'''

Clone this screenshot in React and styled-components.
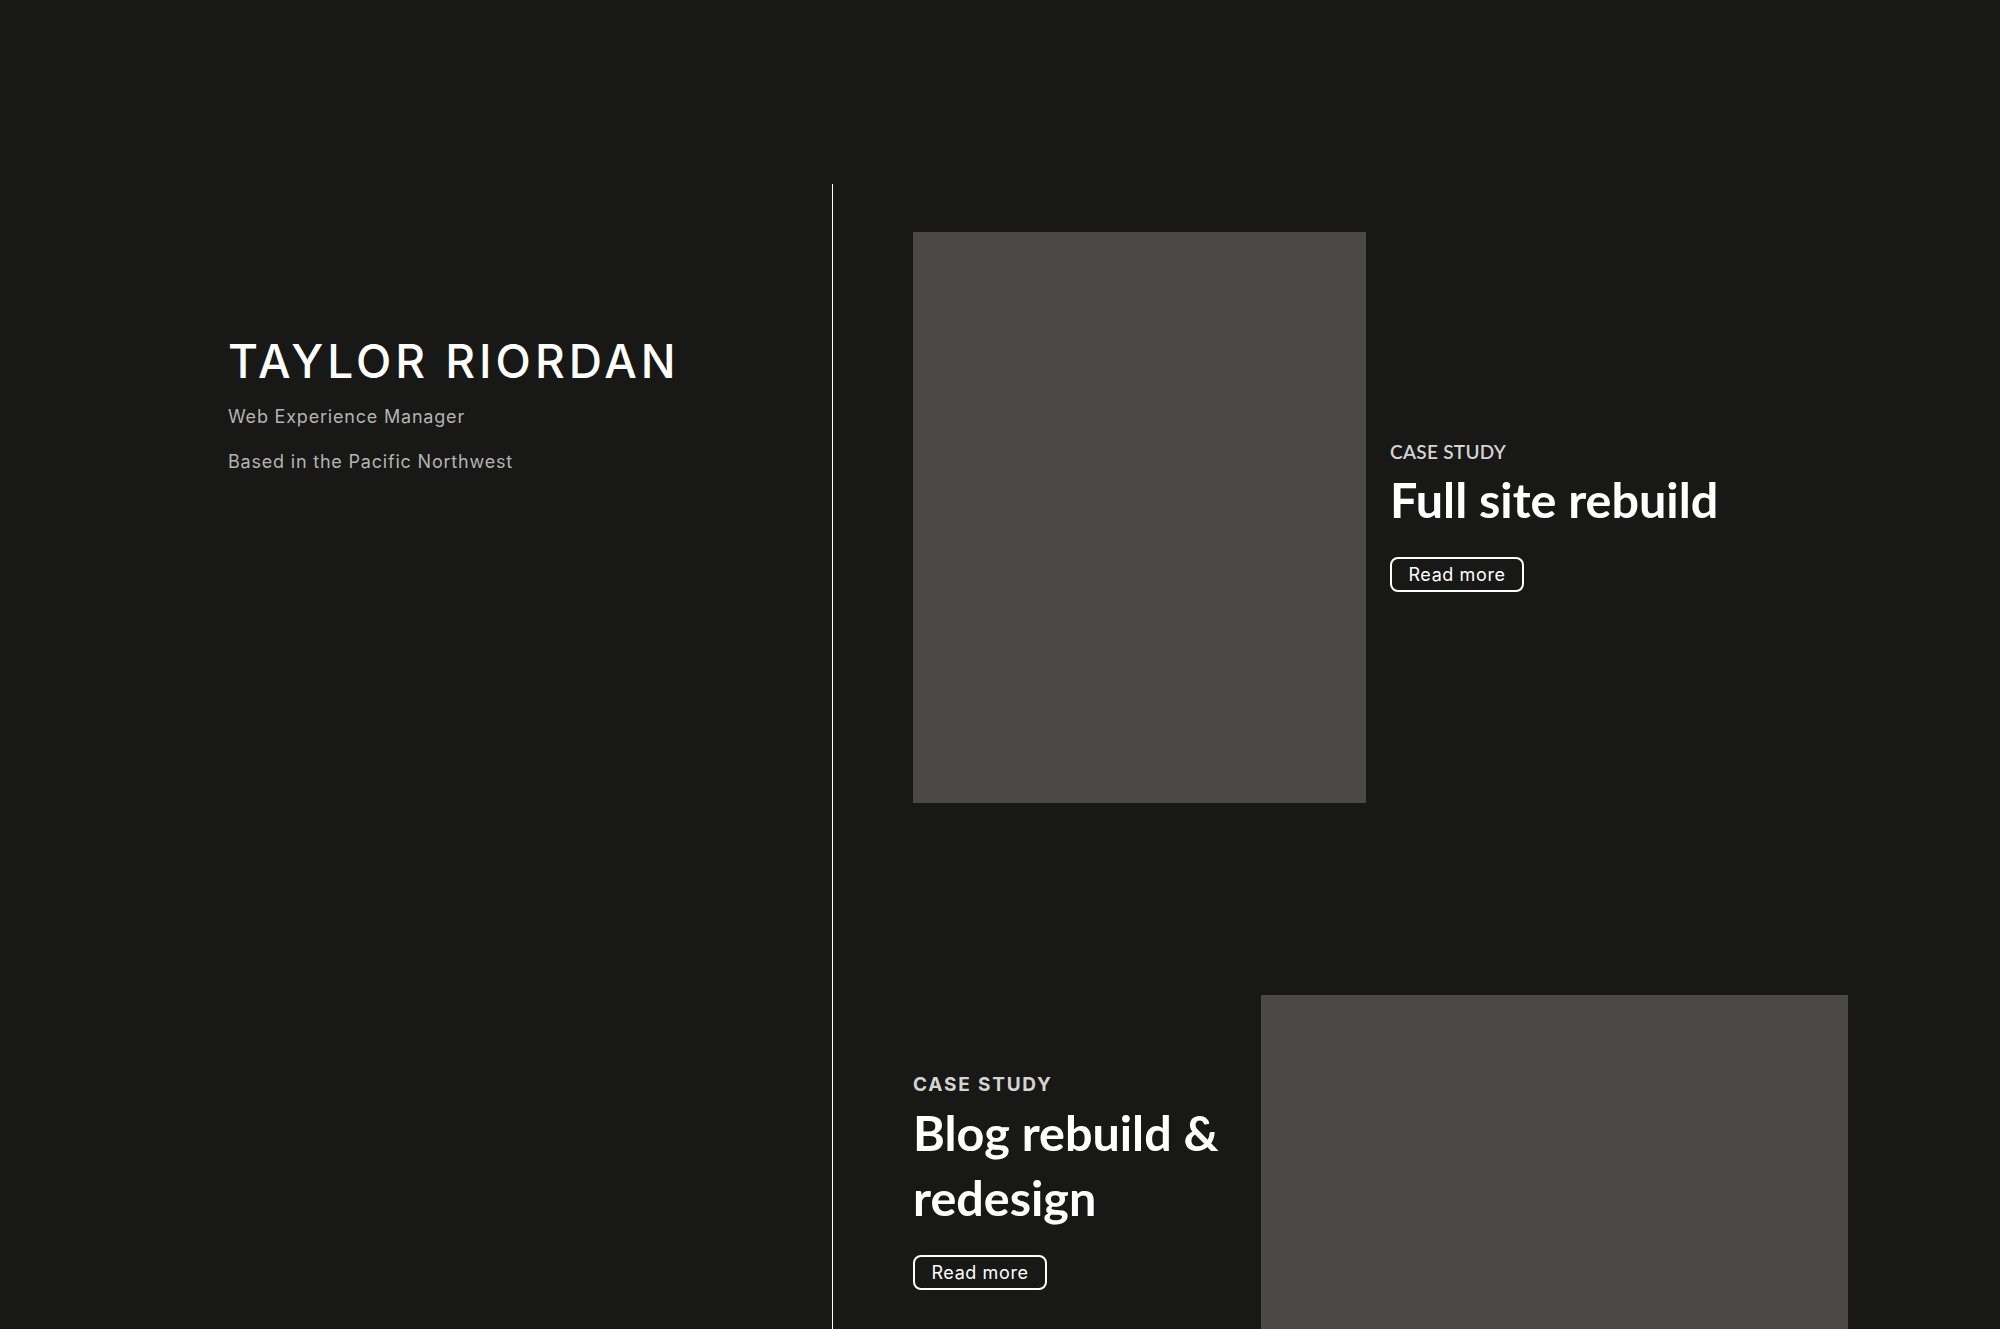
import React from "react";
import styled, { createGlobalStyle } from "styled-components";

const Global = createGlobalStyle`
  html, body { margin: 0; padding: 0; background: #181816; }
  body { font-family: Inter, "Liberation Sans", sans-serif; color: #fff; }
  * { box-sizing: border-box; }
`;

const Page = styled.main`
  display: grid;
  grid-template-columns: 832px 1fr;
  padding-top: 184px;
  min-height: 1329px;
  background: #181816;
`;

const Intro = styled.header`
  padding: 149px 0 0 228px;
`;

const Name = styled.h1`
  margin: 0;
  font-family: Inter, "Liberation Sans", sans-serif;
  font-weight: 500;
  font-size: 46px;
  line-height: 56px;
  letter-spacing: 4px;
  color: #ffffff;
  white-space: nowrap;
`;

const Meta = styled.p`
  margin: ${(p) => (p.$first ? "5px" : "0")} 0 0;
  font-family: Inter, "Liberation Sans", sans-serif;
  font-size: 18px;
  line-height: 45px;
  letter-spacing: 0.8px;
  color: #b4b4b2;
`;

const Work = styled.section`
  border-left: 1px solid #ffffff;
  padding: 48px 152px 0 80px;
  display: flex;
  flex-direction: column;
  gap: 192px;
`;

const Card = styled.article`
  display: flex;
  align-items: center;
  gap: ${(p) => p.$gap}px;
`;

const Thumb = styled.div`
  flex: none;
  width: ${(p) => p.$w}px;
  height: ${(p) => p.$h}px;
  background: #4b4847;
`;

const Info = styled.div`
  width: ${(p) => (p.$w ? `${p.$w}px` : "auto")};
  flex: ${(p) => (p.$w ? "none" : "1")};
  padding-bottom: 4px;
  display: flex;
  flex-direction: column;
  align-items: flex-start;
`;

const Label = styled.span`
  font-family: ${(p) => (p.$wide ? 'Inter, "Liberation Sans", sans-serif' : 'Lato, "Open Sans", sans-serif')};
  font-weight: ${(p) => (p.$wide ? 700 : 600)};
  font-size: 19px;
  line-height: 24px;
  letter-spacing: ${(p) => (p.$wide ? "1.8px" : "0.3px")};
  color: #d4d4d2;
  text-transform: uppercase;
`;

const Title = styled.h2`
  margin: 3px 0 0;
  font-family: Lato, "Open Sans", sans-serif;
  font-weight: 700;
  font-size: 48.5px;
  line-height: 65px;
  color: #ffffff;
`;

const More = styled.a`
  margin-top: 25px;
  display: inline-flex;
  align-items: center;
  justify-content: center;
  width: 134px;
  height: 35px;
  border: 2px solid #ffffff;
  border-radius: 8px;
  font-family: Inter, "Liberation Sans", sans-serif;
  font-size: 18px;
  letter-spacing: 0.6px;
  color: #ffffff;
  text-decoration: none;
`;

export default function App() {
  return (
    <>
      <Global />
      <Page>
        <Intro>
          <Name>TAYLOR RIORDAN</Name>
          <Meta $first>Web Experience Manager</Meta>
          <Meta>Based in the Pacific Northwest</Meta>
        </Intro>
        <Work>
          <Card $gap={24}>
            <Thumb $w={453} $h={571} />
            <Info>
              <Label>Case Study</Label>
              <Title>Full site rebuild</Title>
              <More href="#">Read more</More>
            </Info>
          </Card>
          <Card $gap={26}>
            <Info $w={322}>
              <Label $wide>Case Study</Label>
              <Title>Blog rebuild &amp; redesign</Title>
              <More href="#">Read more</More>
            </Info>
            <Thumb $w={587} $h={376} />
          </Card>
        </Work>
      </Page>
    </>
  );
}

'''

→ Task requirements
Look back over the material above and state how many lines hold the word "components". Write the number and nothing else.

→ Complete output
2